Task statement: Wherever the word "index" appears in the entries, copy the whole line.

[Rows from a dataset of pages and code]
▼▼▼

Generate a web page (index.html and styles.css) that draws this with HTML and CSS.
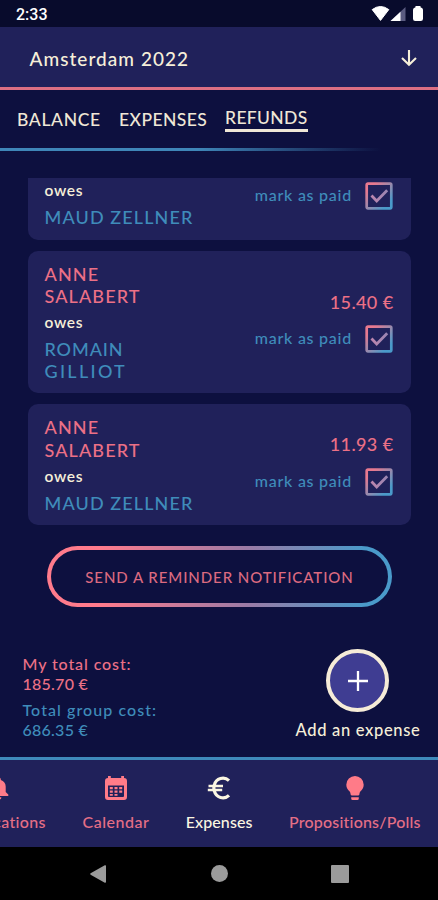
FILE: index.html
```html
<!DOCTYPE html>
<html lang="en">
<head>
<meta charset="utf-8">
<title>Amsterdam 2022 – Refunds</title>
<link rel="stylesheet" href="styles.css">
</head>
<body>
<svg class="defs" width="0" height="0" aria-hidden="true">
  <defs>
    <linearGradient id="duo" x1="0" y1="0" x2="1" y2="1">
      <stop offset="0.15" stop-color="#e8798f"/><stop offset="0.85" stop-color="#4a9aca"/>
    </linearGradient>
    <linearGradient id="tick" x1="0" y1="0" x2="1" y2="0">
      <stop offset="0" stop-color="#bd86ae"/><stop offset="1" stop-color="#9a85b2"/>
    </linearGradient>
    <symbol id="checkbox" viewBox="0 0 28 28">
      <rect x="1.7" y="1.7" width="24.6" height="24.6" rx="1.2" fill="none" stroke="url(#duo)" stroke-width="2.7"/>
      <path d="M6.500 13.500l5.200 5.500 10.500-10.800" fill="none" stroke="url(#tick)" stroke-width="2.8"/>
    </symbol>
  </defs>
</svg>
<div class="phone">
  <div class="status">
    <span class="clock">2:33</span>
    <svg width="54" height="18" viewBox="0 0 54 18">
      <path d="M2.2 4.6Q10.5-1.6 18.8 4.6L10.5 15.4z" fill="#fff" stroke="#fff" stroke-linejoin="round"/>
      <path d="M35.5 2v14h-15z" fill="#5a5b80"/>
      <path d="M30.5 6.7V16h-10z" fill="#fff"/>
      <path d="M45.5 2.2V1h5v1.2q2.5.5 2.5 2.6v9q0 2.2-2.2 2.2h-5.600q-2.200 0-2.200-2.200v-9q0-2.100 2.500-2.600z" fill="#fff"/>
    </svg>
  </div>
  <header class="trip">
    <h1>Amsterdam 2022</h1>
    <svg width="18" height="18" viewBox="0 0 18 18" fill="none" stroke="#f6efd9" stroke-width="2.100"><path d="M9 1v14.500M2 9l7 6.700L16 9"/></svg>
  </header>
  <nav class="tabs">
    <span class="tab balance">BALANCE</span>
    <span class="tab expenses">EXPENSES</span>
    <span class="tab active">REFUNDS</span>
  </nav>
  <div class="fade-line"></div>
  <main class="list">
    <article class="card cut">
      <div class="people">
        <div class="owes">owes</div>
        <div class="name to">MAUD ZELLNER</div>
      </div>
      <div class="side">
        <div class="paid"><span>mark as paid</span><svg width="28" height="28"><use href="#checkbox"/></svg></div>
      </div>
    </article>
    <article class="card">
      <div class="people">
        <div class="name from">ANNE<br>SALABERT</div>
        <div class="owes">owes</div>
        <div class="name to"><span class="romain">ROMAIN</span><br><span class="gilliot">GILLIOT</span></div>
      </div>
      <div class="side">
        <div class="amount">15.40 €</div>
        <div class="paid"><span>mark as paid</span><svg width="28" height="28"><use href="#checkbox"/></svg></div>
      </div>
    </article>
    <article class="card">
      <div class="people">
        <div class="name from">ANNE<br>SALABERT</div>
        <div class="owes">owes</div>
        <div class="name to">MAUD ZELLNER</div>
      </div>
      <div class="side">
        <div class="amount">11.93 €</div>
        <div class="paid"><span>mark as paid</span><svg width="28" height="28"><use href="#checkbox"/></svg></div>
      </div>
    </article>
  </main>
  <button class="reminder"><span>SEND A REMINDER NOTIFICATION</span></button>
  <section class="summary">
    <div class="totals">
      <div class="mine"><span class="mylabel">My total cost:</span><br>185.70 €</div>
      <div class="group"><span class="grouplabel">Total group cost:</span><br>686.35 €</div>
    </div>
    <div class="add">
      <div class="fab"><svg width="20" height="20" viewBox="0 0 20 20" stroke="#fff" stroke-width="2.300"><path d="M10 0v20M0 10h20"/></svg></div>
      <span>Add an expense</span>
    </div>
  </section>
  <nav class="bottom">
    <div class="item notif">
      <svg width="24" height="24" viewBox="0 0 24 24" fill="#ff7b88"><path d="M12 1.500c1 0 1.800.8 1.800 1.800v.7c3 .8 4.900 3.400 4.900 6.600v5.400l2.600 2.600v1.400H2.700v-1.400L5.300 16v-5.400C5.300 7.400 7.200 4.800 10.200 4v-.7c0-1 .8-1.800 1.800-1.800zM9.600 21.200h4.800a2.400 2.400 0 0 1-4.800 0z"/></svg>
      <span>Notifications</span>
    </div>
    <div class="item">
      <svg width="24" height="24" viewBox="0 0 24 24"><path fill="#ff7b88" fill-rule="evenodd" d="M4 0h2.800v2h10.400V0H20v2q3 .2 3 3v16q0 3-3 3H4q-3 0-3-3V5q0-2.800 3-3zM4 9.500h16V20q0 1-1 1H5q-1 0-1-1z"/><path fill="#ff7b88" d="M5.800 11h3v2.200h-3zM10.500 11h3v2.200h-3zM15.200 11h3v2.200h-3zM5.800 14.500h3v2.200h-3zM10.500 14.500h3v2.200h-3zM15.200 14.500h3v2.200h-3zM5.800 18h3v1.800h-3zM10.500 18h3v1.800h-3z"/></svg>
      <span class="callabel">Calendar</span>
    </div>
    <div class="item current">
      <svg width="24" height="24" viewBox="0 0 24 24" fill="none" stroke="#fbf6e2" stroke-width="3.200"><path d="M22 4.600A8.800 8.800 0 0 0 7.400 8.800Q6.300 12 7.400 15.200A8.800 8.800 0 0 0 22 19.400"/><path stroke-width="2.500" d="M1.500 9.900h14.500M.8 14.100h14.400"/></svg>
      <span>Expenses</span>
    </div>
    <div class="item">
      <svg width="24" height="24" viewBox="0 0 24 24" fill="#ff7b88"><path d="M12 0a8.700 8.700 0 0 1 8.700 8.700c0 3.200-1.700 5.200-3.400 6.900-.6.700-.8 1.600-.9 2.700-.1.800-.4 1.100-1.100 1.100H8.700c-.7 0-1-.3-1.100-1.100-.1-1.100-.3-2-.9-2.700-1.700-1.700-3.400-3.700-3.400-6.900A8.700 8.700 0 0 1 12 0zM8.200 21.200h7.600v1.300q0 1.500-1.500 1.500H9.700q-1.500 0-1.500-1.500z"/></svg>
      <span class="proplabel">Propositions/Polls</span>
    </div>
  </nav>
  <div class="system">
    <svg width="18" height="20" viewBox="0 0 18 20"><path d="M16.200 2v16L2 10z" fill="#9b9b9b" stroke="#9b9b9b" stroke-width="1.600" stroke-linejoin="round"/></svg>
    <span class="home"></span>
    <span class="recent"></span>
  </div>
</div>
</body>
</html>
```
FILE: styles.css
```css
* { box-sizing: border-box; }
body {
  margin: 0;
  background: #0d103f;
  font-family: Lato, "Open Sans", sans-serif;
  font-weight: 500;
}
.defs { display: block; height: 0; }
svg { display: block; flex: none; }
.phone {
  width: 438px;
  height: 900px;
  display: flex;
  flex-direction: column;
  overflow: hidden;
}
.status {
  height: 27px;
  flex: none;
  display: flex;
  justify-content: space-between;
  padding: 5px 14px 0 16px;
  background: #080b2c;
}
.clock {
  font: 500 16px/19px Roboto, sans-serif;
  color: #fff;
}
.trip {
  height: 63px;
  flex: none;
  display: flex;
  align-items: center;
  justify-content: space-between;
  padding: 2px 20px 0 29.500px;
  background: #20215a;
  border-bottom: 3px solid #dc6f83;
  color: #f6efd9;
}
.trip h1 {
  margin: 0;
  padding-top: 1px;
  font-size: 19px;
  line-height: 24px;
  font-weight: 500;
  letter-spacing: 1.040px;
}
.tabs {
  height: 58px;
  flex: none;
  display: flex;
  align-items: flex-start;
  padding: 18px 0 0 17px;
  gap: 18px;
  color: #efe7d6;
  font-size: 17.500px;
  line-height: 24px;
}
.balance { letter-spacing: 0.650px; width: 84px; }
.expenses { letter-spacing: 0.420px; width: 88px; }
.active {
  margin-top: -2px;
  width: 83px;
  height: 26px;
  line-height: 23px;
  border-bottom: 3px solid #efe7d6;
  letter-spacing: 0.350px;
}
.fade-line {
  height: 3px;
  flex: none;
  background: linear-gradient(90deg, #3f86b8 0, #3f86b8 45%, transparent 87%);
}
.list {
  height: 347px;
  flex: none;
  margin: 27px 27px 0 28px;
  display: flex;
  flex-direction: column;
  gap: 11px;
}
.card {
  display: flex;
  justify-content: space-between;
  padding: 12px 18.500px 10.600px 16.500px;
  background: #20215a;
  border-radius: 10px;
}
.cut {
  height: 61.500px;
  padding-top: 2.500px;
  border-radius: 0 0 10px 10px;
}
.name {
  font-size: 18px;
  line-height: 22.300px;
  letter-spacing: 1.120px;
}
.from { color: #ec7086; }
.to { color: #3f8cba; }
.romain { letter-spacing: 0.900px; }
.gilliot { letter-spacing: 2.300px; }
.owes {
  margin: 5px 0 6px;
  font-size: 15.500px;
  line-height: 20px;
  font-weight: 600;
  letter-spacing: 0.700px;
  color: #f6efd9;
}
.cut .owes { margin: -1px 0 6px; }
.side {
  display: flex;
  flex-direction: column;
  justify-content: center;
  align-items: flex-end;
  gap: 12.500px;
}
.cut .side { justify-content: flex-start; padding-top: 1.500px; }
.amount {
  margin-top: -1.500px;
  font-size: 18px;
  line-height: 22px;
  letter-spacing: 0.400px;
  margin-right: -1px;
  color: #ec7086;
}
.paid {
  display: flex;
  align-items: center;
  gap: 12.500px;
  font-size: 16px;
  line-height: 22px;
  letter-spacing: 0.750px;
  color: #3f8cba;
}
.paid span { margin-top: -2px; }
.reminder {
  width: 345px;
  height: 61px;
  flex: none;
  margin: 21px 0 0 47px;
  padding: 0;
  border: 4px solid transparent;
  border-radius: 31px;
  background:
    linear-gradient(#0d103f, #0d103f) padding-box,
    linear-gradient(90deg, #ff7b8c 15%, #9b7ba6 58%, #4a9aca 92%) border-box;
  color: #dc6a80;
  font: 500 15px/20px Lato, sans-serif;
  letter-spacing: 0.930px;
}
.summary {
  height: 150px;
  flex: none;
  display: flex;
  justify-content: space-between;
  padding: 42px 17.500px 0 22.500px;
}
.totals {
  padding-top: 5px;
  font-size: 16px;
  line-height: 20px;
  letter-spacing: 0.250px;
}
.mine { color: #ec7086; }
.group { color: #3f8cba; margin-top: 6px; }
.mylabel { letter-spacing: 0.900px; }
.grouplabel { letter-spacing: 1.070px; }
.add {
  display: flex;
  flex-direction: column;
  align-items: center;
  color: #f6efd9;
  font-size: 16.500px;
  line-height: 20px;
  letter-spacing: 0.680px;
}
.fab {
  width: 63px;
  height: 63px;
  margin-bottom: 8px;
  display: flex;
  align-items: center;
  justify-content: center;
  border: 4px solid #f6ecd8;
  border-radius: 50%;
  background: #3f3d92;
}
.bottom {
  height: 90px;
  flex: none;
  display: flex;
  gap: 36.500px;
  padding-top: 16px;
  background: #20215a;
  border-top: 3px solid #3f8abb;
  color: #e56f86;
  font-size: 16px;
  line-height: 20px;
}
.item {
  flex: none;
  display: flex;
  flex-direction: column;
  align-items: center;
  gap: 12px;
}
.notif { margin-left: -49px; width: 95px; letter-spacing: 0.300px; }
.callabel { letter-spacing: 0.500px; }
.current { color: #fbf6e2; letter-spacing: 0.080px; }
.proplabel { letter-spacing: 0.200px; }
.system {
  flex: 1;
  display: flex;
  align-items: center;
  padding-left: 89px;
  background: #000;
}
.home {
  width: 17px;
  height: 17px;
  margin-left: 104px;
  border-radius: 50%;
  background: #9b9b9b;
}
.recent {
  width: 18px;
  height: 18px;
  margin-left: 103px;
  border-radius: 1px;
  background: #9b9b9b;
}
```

▲▲▲
▼▼▼

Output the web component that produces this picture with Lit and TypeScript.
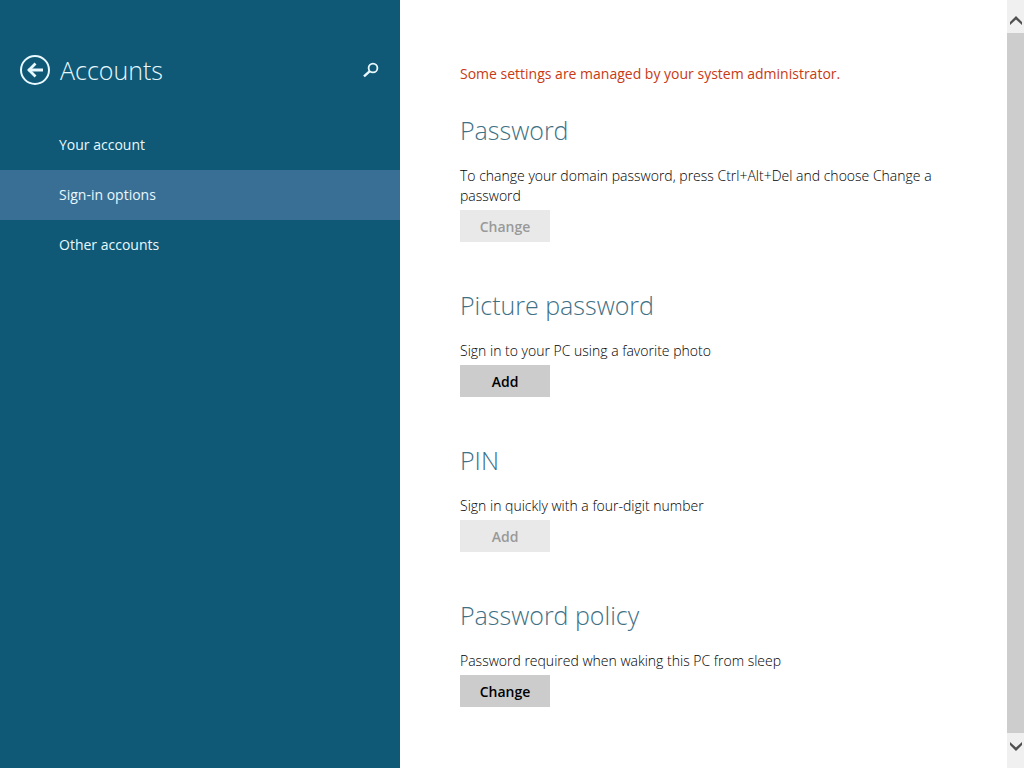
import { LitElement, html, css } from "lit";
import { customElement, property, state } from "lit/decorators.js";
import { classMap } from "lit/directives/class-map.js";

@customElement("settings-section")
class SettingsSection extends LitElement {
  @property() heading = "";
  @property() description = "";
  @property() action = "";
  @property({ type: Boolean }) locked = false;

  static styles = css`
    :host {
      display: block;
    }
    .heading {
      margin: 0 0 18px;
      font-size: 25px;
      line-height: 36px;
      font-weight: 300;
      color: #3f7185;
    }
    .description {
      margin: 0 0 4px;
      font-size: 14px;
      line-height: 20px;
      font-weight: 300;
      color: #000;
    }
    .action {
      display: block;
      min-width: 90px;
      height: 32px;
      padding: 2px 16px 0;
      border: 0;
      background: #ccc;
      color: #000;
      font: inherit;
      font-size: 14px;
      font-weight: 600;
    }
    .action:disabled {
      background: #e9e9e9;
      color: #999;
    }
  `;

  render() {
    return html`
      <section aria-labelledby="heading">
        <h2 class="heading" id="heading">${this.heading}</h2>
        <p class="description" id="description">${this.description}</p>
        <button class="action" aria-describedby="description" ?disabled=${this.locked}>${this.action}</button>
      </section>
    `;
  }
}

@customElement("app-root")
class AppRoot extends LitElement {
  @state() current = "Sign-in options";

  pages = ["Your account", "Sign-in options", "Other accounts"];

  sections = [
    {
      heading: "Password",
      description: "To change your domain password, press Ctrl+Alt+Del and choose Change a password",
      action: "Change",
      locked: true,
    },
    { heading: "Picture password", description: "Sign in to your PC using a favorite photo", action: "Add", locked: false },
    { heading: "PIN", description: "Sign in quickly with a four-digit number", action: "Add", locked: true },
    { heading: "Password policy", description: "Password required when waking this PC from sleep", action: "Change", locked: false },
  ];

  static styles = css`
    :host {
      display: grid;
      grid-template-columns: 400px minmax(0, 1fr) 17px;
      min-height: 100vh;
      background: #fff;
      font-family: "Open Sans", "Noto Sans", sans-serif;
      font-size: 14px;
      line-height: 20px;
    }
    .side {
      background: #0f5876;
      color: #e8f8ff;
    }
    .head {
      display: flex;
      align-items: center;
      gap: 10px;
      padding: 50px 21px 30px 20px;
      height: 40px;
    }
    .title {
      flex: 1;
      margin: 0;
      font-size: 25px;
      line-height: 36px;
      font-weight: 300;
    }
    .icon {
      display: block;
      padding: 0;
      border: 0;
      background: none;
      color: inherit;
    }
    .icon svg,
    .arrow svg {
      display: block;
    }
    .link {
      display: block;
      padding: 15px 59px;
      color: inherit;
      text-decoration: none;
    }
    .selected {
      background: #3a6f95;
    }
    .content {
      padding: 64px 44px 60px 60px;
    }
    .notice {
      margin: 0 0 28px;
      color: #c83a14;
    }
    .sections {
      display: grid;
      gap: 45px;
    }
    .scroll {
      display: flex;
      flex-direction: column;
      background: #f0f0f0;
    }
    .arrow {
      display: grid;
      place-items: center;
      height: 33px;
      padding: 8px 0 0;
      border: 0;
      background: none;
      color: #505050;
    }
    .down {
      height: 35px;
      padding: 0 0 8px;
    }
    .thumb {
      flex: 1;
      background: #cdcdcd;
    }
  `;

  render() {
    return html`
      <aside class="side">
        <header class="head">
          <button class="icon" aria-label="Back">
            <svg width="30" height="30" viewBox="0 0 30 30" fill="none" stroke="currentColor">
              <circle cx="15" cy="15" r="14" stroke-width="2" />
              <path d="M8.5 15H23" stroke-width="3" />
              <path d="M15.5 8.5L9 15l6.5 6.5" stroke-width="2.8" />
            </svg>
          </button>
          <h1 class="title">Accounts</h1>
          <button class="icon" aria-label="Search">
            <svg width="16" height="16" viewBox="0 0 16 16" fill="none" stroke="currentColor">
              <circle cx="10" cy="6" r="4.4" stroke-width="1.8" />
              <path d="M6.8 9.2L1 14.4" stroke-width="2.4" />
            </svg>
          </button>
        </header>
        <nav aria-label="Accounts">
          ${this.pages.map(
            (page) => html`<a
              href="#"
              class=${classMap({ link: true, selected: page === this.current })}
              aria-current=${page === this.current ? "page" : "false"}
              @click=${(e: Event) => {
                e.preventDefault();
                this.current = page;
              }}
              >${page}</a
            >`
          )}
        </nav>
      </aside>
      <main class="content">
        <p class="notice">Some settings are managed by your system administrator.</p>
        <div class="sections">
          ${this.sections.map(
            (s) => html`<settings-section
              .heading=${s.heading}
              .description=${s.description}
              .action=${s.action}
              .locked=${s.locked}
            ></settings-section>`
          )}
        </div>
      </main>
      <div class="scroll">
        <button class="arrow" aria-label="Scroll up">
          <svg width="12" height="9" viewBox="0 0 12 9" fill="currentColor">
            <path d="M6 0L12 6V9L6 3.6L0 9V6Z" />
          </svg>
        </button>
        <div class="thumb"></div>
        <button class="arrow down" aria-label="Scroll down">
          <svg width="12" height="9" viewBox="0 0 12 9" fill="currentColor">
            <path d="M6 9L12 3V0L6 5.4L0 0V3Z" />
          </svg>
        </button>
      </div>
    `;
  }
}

▲▲▲

Result for this task:
Generate a web page (index.html and styles.css) that draws this with HTML and CSS.
FILE: index.html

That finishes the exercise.